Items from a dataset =
──────────────────────────────

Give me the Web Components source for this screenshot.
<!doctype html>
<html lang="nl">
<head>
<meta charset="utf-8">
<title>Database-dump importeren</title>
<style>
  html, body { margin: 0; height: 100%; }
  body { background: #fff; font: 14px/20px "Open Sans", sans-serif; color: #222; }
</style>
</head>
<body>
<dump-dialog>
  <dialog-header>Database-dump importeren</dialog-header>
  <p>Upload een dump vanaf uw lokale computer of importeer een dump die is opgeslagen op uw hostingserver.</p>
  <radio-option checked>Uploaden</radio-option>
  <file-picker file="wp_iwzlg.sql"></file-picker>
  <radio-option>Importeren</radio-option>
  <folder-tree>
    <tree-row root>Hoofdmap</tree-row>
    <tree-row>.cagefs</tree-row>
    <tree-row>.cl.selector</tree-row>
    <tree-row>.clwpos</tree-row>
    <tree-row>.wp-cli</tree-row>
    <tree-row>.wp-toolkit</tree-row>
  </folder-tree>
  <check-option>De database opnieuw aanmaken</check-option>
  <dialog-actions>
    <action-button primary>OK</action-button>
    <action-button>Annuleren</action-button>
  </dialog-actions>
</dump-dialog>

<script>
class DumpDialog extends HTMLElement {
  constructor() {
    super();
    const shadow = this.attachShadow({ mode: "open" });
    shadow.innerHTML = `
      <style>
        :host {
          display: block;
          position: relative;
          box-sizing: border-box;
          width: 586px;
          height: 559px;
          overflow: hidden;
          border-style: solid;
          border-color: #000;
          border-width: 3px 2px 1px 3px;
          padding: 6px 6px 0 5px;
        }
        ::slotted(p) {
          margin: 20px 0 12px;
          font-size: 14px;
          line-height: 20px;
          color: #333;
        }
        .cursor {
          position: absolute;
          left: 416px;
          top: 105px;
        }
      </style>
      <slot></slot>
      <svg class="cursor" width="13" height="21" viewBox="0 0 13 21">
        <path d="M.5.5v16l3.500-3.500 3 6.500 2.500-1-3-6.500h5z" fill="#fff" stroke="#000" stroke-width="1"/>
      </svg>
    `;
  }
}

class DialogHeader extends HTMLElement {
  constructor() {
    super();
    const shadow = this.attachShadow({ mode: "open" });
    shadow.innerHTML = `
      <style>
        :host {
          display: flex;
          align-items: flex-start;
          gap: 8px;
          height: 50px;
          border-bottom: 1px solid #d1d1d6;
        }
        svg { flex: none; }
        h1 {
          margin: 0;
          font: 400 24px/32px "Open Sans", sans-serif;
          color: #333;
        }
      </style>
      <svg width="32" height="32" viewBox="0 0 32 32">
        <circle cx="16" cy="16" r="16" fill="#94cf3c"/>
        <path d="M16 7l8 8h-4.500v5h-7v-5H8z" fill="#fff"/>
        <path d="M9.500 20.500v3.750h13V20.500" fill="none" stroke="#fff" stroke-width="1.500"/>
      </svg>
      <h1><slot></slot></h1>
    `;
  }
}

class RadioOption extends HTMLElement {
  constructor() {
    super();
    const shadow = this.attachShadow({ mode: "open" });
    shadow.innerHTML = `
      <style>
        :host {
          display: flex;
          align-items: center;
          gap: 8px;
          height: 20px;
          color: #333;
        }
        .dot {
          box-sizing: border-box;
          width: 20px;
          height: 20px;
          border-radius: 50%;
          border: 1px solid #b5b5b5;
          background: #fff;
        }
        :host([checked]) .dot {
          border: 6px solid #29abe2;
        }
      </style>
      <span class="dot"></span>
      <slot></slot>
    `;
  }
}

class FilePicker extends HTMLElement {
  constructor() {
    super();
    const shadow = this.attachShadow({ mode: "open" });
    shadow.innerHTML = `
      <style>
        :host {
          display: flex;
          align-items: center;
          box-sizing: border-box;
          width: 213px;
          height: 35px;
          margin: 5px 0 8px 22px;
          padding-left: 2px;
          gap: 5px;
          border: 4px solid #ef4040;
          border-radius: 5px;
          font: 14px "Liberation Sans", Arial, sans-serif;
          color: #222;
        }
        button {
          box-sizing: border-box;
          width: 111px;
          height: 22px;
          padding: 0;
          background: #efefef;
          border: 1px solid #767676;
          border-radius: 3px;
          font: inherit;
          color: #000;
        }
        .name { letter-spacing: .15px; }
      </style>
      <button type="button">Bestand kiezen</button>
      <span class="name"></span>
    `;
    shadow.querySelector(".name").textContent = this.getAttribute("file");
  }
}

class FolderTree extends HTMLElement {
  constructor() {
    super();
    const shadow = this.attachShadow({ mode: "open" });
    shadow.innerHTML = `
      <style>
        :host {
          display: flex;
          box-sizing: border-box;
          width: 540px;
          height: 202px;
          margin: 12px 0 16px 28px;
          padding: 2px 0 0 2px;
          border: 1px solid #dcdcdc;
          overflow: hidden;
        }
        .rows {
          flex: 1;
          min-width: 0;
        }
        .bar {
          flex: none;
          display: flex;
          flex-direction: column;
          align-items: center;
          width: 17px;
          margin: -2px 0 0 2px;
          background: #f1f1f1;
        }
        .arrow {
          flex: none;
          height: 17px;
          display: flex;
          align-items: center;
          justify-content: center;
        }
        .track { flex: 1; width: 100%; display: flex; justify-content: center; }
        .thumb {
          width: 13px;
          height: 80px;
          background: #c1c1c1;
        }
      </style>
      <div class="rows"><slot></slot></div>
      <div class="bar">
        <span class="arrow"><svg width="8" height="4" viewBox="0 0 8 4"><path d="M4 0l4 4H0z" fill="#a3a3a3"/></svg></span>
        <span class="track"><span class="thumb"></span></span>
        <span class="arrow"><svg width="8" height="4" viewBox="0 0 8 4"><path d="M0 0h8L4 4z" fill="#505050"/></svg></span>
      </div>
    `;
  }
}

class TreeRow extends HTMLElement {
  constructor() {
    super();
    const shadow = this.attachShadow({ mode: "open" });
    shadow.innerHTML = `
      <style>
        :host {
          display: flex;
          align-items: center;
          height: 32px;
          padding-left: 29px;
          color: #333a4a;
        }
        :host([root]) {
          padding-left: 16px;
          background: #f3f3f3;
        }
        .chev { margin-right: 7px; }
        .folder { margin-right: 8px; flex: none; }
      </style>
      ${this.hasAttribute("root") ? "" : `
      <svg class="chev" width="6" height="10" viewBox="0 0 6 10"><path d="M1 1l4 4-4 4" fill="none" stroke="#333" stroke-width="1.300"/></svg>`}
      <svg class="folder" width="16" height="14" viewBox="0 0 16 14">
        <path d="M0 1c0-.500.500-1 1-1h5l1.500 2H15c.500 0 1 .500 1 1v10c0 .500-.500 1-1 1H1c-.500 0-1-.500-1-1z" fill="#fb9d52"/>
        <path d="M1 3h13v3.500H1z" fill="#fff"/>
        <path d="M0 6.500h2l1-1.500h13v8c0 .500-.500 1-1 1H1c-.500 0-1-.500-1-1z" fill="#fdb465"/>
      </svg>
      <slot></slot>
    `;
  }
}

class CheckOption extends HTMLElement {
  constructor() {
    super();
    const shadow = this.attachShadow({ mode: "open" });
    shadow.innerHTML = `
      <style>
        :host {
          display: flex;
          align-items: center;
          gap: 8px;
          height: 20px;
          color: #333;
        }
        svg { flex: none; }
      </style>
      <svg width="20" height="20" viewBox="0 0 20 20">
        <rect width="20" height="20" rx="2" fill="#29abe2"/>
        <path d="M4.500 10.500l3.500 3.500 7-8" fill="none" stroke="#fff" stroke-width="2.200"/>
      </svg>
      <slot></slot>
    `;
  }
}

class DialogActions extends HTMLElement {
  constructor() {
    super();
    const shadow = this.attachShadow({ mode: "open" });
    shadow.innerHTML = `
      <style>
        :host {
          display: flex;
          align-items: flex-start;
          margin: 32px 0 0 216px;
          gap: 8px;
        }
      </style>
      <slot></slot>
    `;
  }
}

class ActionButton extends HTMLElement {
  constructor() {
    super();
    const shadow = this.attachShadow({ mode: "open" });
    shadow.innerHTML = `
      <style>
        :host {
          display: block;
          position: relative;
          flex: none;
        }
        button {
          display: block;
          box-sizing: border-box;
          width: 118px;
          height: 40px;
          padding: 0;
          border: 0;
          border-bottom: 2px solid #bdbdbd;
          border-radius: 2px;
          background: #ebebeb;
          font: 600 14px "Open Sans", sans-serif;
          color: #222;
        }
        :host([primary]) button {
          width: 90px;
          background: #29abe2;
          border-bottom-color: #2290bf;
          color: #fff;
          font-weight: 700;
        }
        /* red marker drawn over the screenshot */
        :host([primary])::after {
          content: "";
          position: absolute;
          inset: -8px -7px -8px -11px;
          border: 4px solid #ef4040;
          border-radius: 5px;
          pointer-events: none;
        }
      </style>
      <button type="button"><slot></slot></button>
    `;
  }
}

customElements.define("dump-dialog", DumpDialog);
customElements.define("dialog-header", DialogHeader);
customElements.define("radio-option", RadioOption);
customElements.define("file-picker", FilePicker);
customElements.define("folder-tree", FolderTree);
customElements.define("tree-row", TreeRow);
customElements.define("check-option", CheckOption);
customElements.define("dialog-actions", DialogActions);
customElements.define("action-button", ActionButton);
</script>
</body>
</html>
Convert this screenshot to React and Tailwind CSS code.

──────────────────────────────

Written task = Check each line of the entries above for the word "screenshot". List the ones that have it.

Full answer =
Give me the Web Components source for this screenshot.
        /* red marker drawn over the screenshot */
Convert this screenshot to React and Tailwind CSS code.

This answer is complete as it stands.